Your instructions —
Select, from the material below, each line with "index" in it.

Data excerpt —
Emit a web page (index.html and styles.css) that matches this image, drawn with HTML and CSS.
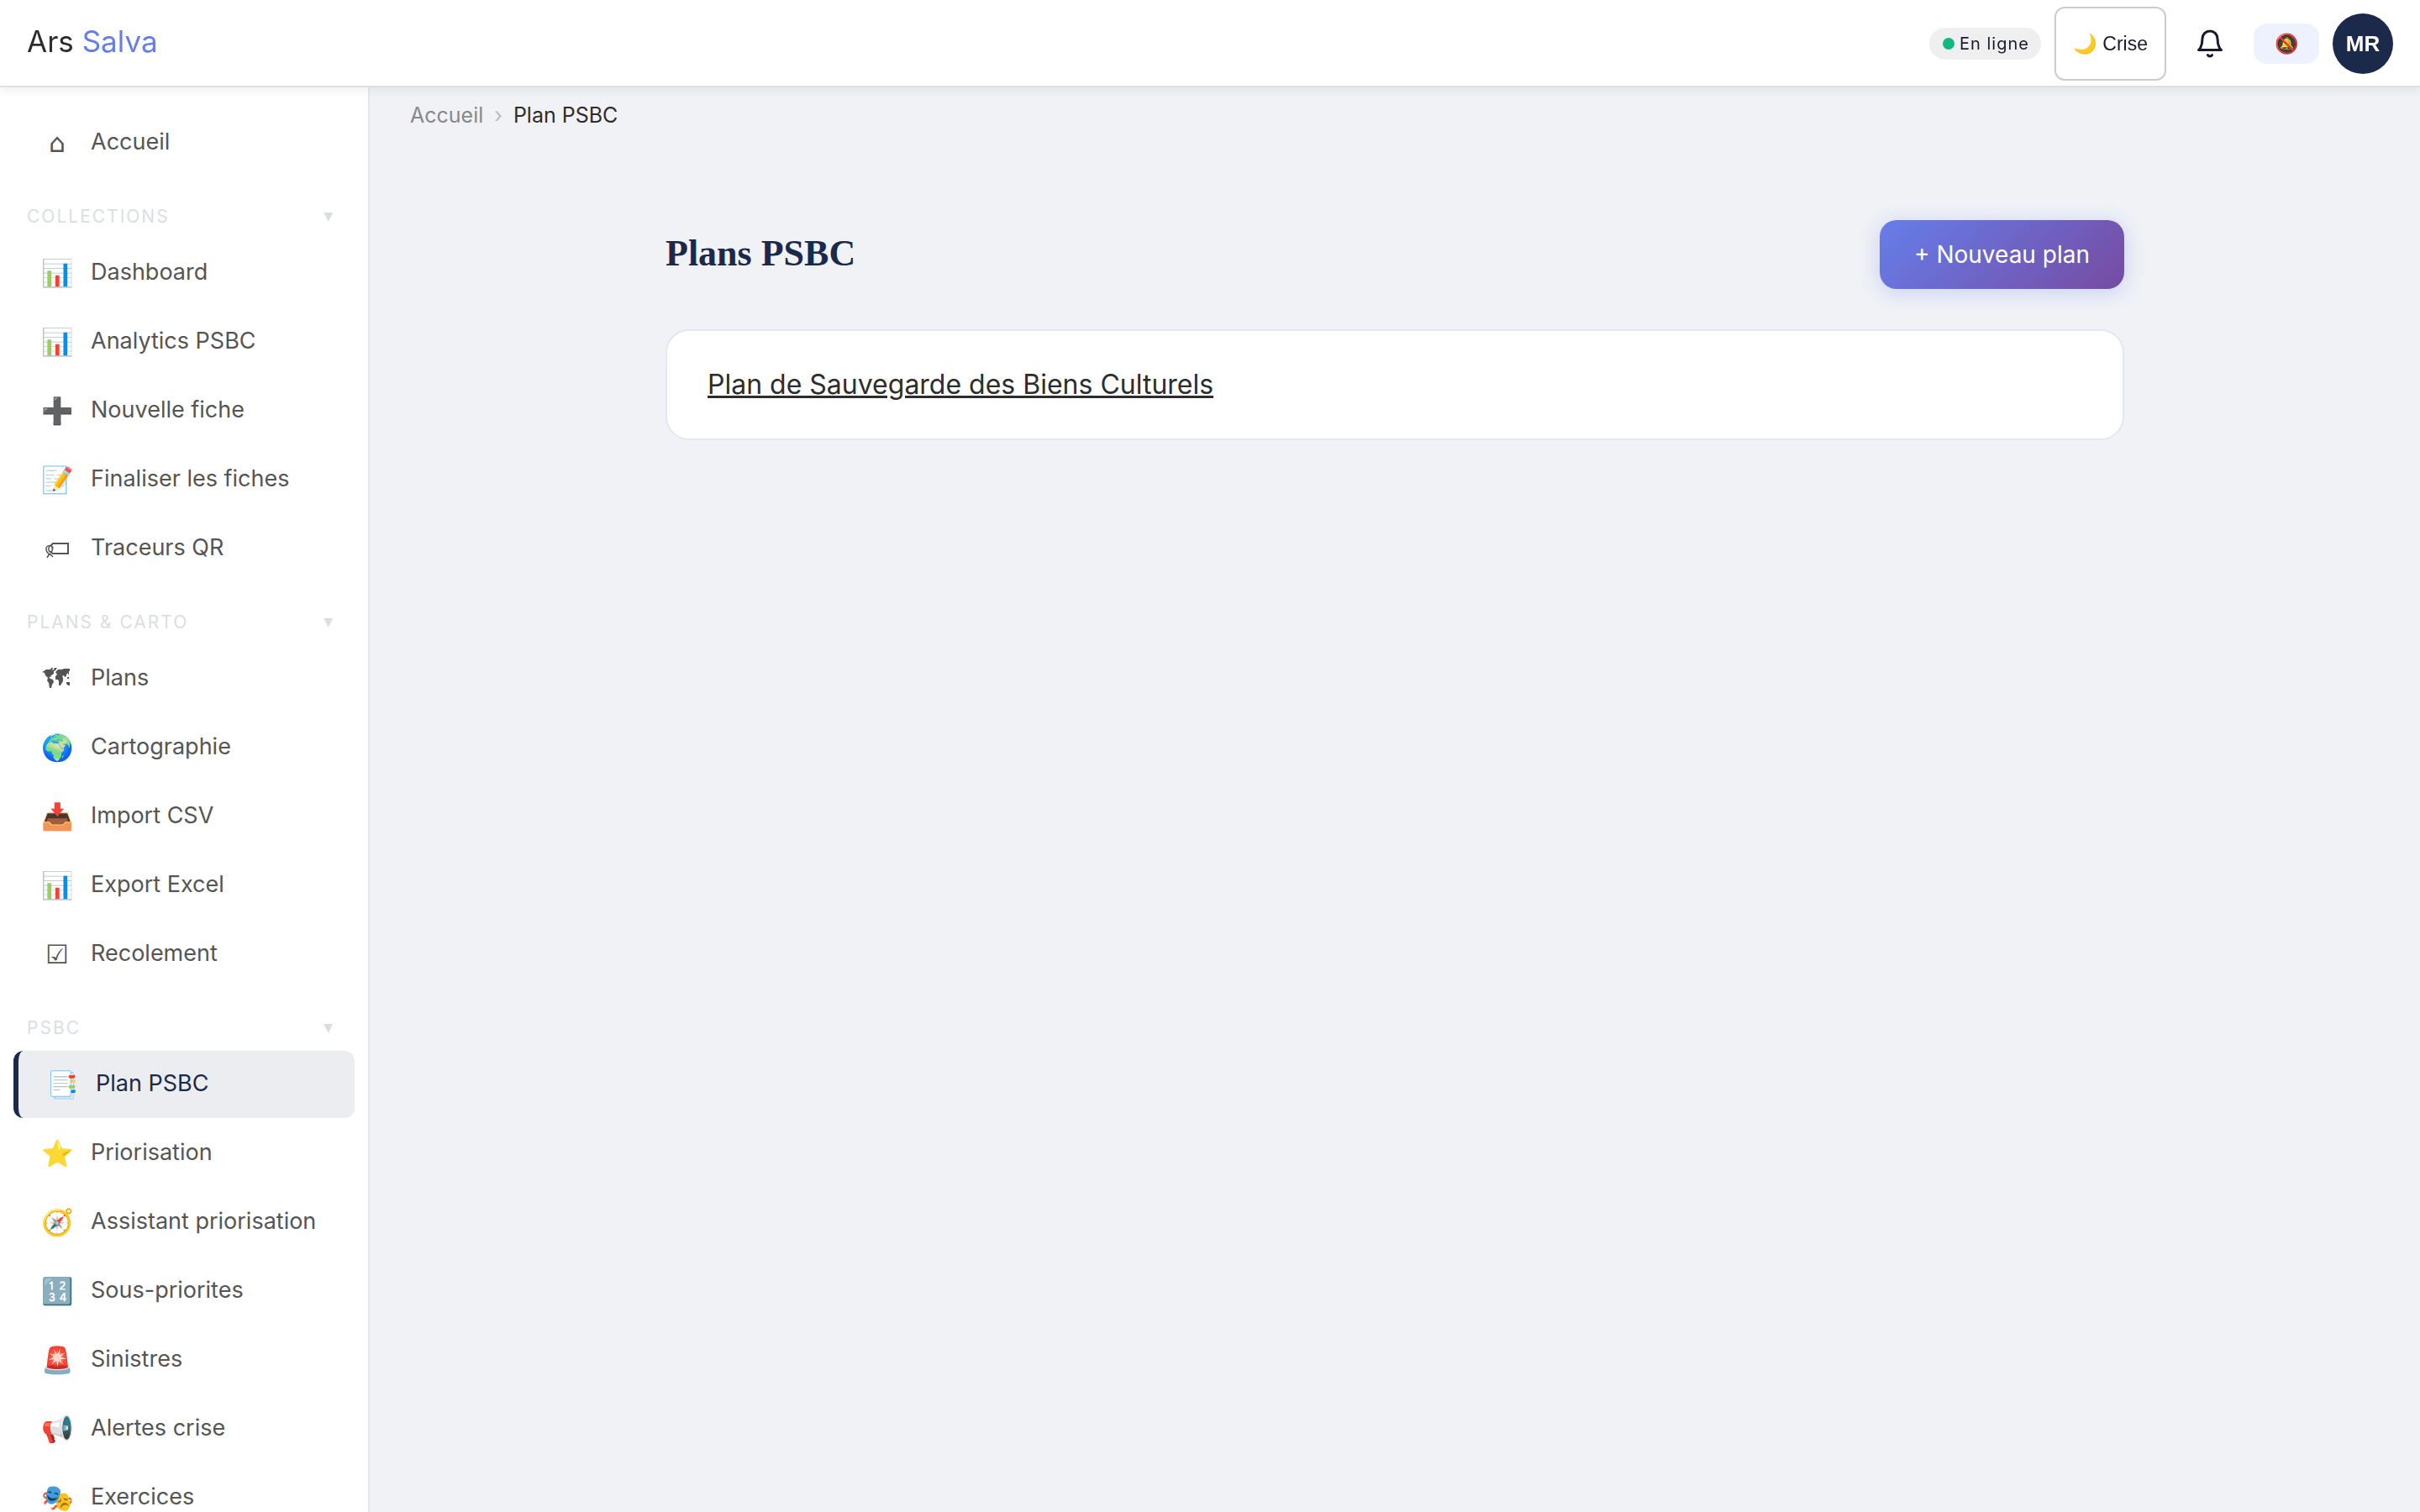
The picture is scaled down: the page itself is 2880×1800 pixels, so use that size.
FILE: index.html
```html
<!DOCTYPE html>
<html lang="fr">
<head>
<meta charset="utf-8">
<meta name="viewport" content="width=device-width, initial-scale=1">
<title>Plans PSBC – Ars Salva</title>
<link rel="stylesheet" href="styles.css">
</head>
<body>
<header class="topbar">
  <a class="brand" href="#">Ars <span class="brand-accent">Salva</span></a>
  <div class="topbar-actions">
    <button class="status" type="button"><span class="status-dot"></span>En ligne</button>
    <button class="crisis" type="button">🌙 Crise</button>
    <button class="bell" type="button" aria-label="Notifications">
      <svg viewBox="0 0 24 24" fill="none" stroke="currentColor" stroke-width="2" stroke-linecap="round" stroke-linejoin="round" aria-hidden="true"><path d="M18 8A6 6 0 0 0 6 8c0 7-3 9-3 9h18s-3-2-3-9"/><path d="M13.73 21a2 2 0 0 1-3.46 0"/></svg>
    </button>
    <button class="mute" type="button" aria-label="Notifications désactivées">🔕</button>
    <button class="avatar" type="button">MR</button>
  </div>
</header>
<div class="shell">
  <nav class="sidebar" aria-label="Navigation principale">
    <a class="nav-item" href="#"><span class="nav-icon">⌂</span>Accueil</a>

    <button class="section" type="button">COLLECTIONS<span class="caret">▼</span></button>
    <a class="nav-item" href="#"><span class="nav-icon">📊</span>Dashboard</a>
    <a class="nav-item" href="#"><span class="nav-icon">📊</span>Analytics PSBC</a>
    <a class="nav-item" href="#"><span class="nav-icon">➕</span>Nouvelle fiche</a>
    <a class="nav-item" href="#"><span class="nav-icon">📝</span>Finaliser les fiches</a>
    <a class="nav-item" href="#"><span class="nav-icon"><svg viewBox="0 0 40 40" fill="none" stroke="currentColor" aria-hidden="true"><path stroke-width="2" d="M12 17l3-3h18v12H15l-3-2"/><path stroke-width="1.5" d="M15 20c0-5-8-4-8 0 0 3 1 5 3 6M11 17c-2 3-1 7 1 7 3 0 3-5 1-7M11 26l-3 5M11 26l4 4"/></svg></span>Traceurs QR</a>

    <button class="section" type="button">PLANS &amp; CARTO<span class="caret">▼</span></button>
    <a class="nav-item" href="#"><span class="nav-icon"><svg viewBox="0 0 40 40" fill="currentColor" aria-hidden="true"><path d="M4 11l3-2h5l1-2h2l-1 3 2-1 1-2h3l-2 3-2 1v3l-3 2-1 2h-2l2 2 3 1 1 3-2 3-1 4h-2l-1-6-2-3 1-3-3-3-1-3-3-1zM18 12l3-3h5l2-1h7v3h-1v4h-1v-2l-2 2v2l-2 1-1-2-2 1 1 2v4l-2 3-1 2h-2v-5l-1-2h-3v-4l2-2zM32 18h2v2h-2zM31 24h4v4h-2l-2-2z"/></svg></span>Plans</a>
    <a class="nav-item" href="#"><span class="nav-icon">🌍</span>Cartographie</a>
    <a class="nav-item" href="#"><span class="nav-icon">📥</span>Import CSV</a>
    <a class="nav-item" href="#"><span class="nav-icon">📊</span>Export Excel</a>
    <a class="nav-item" href="#"><span class="nav-icon">☑</span>Recolement</a>

    <button class="section" type="button">PSBC<span class="caret">▼</span></button>
    <a class="nav-item active" href="#" aria-current="page"><span class="nav-icon">📑</span>Plan PSBC</a>
    <a class="nav-item" href="#"><span class="nav-icon">⭐</span>Priorisation</a>
    <a class="nav-item" href="#"><span class="nav-icon">🧭</span>Assistant priorisation</a>
    <a class="nav-item" href="#"><span class="nav-icon">🔢</span>Sous-priorites</a>
    <a class="nav-item" href="#"><span class="nav-icon">🚨</span>Sinistres</a>
    <a class="nav-item" href="#"><span class="nav-icon">📢</span>Alertes crise</a>
    <a class="nav-item" href="#"><span class="nav-icon">🎭</span>Exercices</a>
  </nav>
  <main class="main">
    <nav class="breadcrumb" aria-label="Fil d'Ariane">
      <a href="#">Accueil</a><span class="crumb-sep">›</span><span class="crumb-current">Plan PSBC</span>
    </nav>
    <div class="content">
      <div class="page-head">
        <h1>Plans PSBC</h1>
        <button class="primary" type="button">+ Nouveau plan</button>
      </div>
      <section class="card">
        <a class="plan-link" href="#">Plan de Sauvegarde des Biens Culturels</a>
      </section>
    </div>
  </main>
</div>
</body>
</html>
```
FILE: styles.css
```css
* {
  box-sizing: border-box;
}

body {
  margin: 0;
  height: 100vh;
  overflow: hidden;
  display: flex;
  flex-direction: column;
  background: #f0f2f6;
  color: #2d2d2d;
  font-family: Inter, "Liberation Sans", sans-serif;
  font-size: 32px;
}

a {
  color: inherit;
  text-decoration: none;
}

button {
  border: 0;
  background: none;
  color: inherit;
  padding: 0;
  cursor: pointer;
}

.topbar {
  position: relative;
  z-index: 1;
  flex: none;
  display: flex;
  align-items: center;
  justify-content: space-between;
  height: 104px;
  padding: 0 32px;
  background: #fff;
  border-bottom: 2px solid #e0e0e0;
  box-shadow: 0 2px 12px rgba(0, 0, 0, 0.08);
}

.brand {
  padding-bottom: 4px;
  font-size: 35px;
}

.brand-accent {
  color: #667eea;
}

.topbar-actions {
  display: flex;
  align-items: center;
  gap: 16px;
  padding-top: 2px;
  color: #1a1a2e;
}

.status {
  display: flex;
  align-items: center;
  gap: 6px;
  height: 38px;
  padding: 0 14px 0 16px;
  border-radius: 19px;
  background: #efefef;
  font: 20px Inter, sans-serif;
  letter-spacing: 1px;
}

.status-dot {
  width: 14px;
  height: 14px;
  border-radius: 50%;
  background: #10b981;
}

.crisis {
  height: 88px;
  padding: 0 20px;
  border: 2px solid #ccc;
  border-radius: 12px;
  background: #fff;
  font: 23px "Liberation Sans", sans-serif;
}

.bell {
  display: grid;
  place-items: center;
  width: 72px;
  height: 72px;
}

.bell svg {
  width: 36px;
  height: 36px;
}

.mute {
  width: 78px;
  height: 48px;
  border-radius: 16px;
  background: #eef2ff;
  font: 23px Inter, sans-serif;
}

.avatar {
  width: 72px;
  height: 72px;
  border-radius: 50%;
  background: #1b2a4a;
  color: #fff;
  font: bold 26px "Liberation Sans", sans-serif;
}

.shell {
  flex: 1;
  min-height: 0;
  display: flex;
}

.sidebar {
  flex: none;
  width: 440px;
  padding: 26px 16px;
  overflow: hidden auto;
  scrollbar-width: none;
  background: #fff;
  border-right: 2px solid #e4e6ee;
}

.nav-item {
  display: flex;
  align-items: center;
  gap: 20px;
  height: 80px;
  margin-bottom: 2px;
  padding: 0 32px 4px;
  border-radius: 12px;
  color: #555;
  font-size: 27px;
  white-space: nowrap;
}

.nav-item.active {
  border-left: 6px solid #1b2a4a;
  background: #ecedf1;
  color: #1b2a4a;
}

.nav-icon {
  width: 40px;
  padding-top: 4px;
  font-family: "DejaVu Sans", sans-serif;
  font-size: 31px;
  line-height: 40px;
  text-align: center;
}

.nav-icon svg {
  display: block;
  width: 40px;
  height: 40px;
}

.section {
  display: flex;
  align-items: center;
  justify-content: space-between;
  width: 100%;
  height: 40px;
  margin: 27px 0 8px;
  padding: 0 24px 0 16px;
  color: #dadee3;
  font: 21px Inter, sans-serif;
  letter-spacing: 2px;
}

.caret {
  font-family: "DejaVu Sans", sans-serif;
  font-size: 14px;
}

.main {
  flex: 1;
  min-width: 0;
}

.breadcrumb {
  display: flex;
  align-items: center;
  gap: 13px;
  height: 66px;
  padding: 0 48px;
  color: #888;
  font-size: 25px;
}

.crumb-sep {
  color: #bbb;
}

.crumb-current {
  color: #2d2d2d;
}

.content {
  max-width: 1864px;
  margin: 0 auto;
  padding: 92px 64px;
}

.page-head {
  display: flex;
  align-items: center;
  justify-content: space-between;
  margin-bottom: 48px;
}

h1 {
  margin: 0;
  padding-bottom: 4px;
  color: #1b2a4a;
  font: bold 44px "Liberation Serif", serif;
}

.primary {
  height: 82px;
  padding: 0 41px;
  border-radius: 20px;
  background: linear-gradient(135deg, #667eea, #764ba2);
  box-shadow: 0 4px 24px rgba(102, 126, 234, 0.3);
  color: #fff;
  font: 28px Inter, sans-serif;
}

.card {
  padding: 44px 48px;
  border: 2px solid #e2e8f0;
  border-radius: 28px;
  background: #fff;
  line-height: 40px;
}

.plan-link {
  font-size: 32px;
  text-decoration: underline;
}
```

Finished answer —
Emit a web page (index.html and styles.css) that matches this image, drawn with HTML and CSS.
FILE: index.html
  z-index: 1;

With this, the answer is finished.